Steyl is said to have later met Thatcher in Cape Town, when the son of former British prime minister Margaret Thatcher tested one of the helicopters to be used in the coup attempt.

At the plea-bargain hearing in November, the court heard Steyl was supposed to fly exiled opposition leader Severo Moto to Equatorial Guinea from Spain to take Obiang's place after the coup.

Steyl was also supposed to have supplied the plotters with "men" and air assistance, the court heard. Thatcher's lawyers have repeatedly protested that their client was not part of any coup plot, saying that the money was for an air ambulance business in west Africa.

Setting the stage for what could be a heated trial, Thatcher's lawyers denied Steyl's accusations and said he had a "vivid imagination".

However, Thatcher is facing mounting evidence.

Steyl's evidence provides a number of other details implicating him in the plot, while two other coup plotters, Harry Carlse and Lourens Horn, are also expected to give evidence as part of separate plea-bargain deals.

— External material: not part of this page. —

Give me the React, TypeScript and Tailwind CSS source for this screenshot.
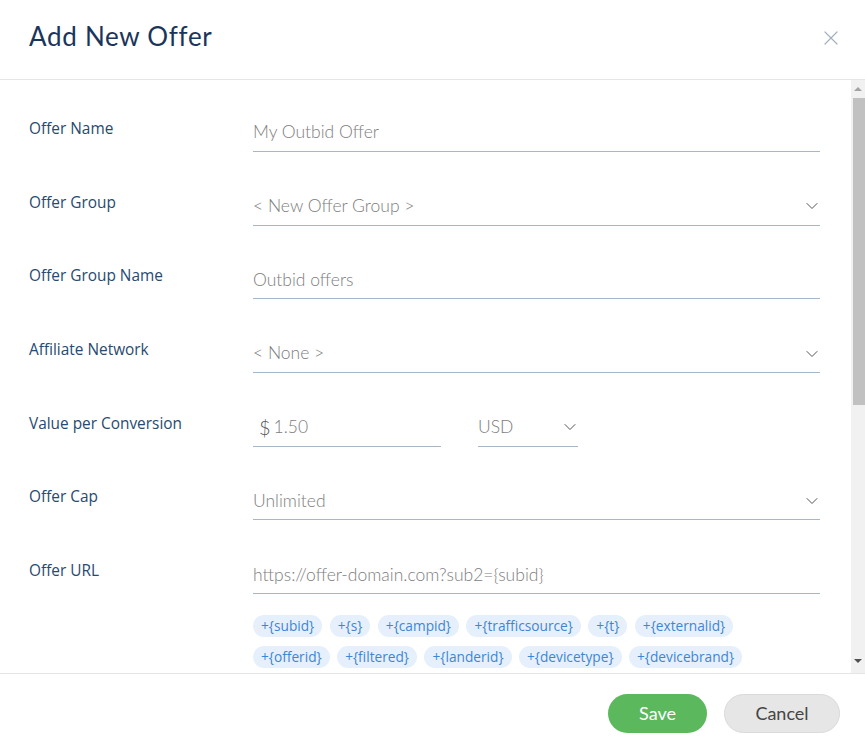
import { X, ChevronDown } from "lucide-react";

const tokens = [
  ["{subid}", "{s}", "{campid}", "{trafficsource}", "{t}", "{externalid}"],
  ["{offerid}", "{filtered}", "{landerid}", "{devicetype}", "{devicebrand}"],
];

function Field({ label, children }: { label: string; children: React.ReactNode }) {
  return (
    <div className="flex items-start">
      <div className="w-[224px] shrink-0 pt-[3px] font-['Open_Sans',sans-serif] text-[15.4px] text-[#284a70]">
        {label}
      </div>
      <div className="flex-1">{children}</div>
    </div>
  );
}

function TextInput({ value, prefix }: { value: string; prefix?: string }) {
  return (
    <div className="flex h-[38px] items-center border-b border-[#a9b6c6] text-[17.5px] font-light text-[#7d7d7d]">
      {prefix && <span className="mr-[3px] ml-[6px] text-[20px] text-[#555]">{prefix}</span>}
      <span>{value}</span>
    </div>
  );
}

function Select({ value, className = "" }: { value: string; className?: string }) {
  return (
    <div
      className={`flex h-[38px] items-center justify-between border-b border-[#a9b6c6] text-[17.5px] font-light text-[#7d7d7d] ${className}`}
    >
      <span>{value}</span>
      <ChevronDown className="mr-[-2px] h-[20px] w-[20px] text-[#555]" strokeWidth={1.2} />
    </div>
  );
}

export default function App() {
  return (
    <div className="flex h-[747px] w-[865px] flex-col bg-white font-['Lato',sans-serif]">
      <header className="flex h-[80px] shrink-0 items-center justify-between border-b border-[#e5e5e5] pl-[29px] pr-[22px]">
        <h1 className="pb-[6px] text-[26px] font-normal tracking-[0.7px] text-[#1b355a]">Add New Offer</h1>
        <button type="button" className="pb-[3px] text-[#a3b0c0]">
          <X className="h-[24px] w-[24px]" strokeWidth={1.2} />
        </button>
      </header>

      <div className="flex min-h-0 flex-1">
        <div className="flex-1 overflow-hidden">
          <div className="flex flex-col gap-[35.7px] pt-[34px] pr-[31px] pl-[29px]">
            <Field label="Offer Name">
              <TextInput value="My Outbid Offer" />
            </Field>
            <Field label="Offer Group">
              <Select value="< New Offer Group >" />
            </Field>
            <Field label="Offer Group Name">
              <TextInput value="Outbid offers" />
            </Field>
            <Field label="Affiliate Network">
              <Select value="< None >" />
            </Field>
            <Field label="Value per Conversion">
              <div className="flex gap-[37px]">
                <div className="w-[188px]">
                  <TextInput prefix="$" value="1.50" />
                </div>
                <Select value="USD" className="w-[100px]" />
              </div>
            </Field>
            <Field label="Offer Cap">
              <Select value="Unlimited" />
            </Field>
            <Field label="Offer URL">
              <TextInput value="https://offer-domain.com?sub2={subid}" />
              <div className="mt-[21px] flex flex-col gap-[9px]">
                {tokens.map((row, i) => (
                  <div key={i} className="flex gap-[7.5px]">
                    {row.map((t) => (
                      <span
                        key={t}
                        className="flex h-[22px] items-center rounded-full bg-[#e5f0fc] px-[8px] font-['Open_Sans',sans-serif] text-[13.7px] text-[#3f86d2]"
                      >
                        +{t}
                      </span>
                    ))}
                  </div>
                ))}
              </div>
            </Field>
          </div>
        </div>

        {/* scrollbar */}
        <div className="flex w-[14px] shrink-0 flex-col items-center bg-[#f1f1f1]">
          <div className="flex h-[18px] items-center justify-center">
            <span className="h-0 w-0 border-x-[4px] border-b-[4px] border-x-transparent border-b-[#a3a3a3]" />
          </div>
          <div className="ml-[2px] h-[307px] w-[12px] bg-[#c1c1c1]" />
          <div className="flex-1" />
          <div className="flex h-[24px] items-center justify-center">
            <span className="h-0 w-0 border-x-[4px] border-t-[4px] border-x-transparent border-t-[#505050]" />
          </div>
        </div>
      </div>

      <footer className="flex h-[74px] shrink-0 items-center justify-end gap-[17px] border-t border-[#e5e5e5] pt-[6px] pr-[25px]">
        <button
          type="button"
          className="h-[39px] w-[99px] rounded-full bg-[#5cb85c] text-[18px] text-white"
        >
          Save
        </button>
        <button
          type="button"
          className="h-[39px] w-[116px] rounded-full border border-[#dadada] bg-[#e6e6e6] text-[18px] text-[#444]"
        >
          Cancel
        </button>
      </footer>
    </div>
  );
}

Several of the supposed plotters are in jail.

The leader of the botched coup, former British Special Air Service officer Simon Mann, was sentenced last year to seven years in prison in Zimbabwe for trying to buy weapons from that country's state arms manufacturer.

Co-conspirator Nick du Toit was given a 34-year sentence in Equatorial Guinea after initially admitting guilt, and then retracting his plea, saying he had been tortured into confessing.

As the evidence unfolds, more links with top international businesspeople are being unveiled.

Lebanese oil tycoon Eli Calil, who lives in Britain, is supposed to have contributed R4,5m to the alleged plot.

Other names such British politician Lord Jeffrey Archer, who has served a prison sentence for perjury and perverting the course of justice, have been mentioned as possible financiers of the alleged plot.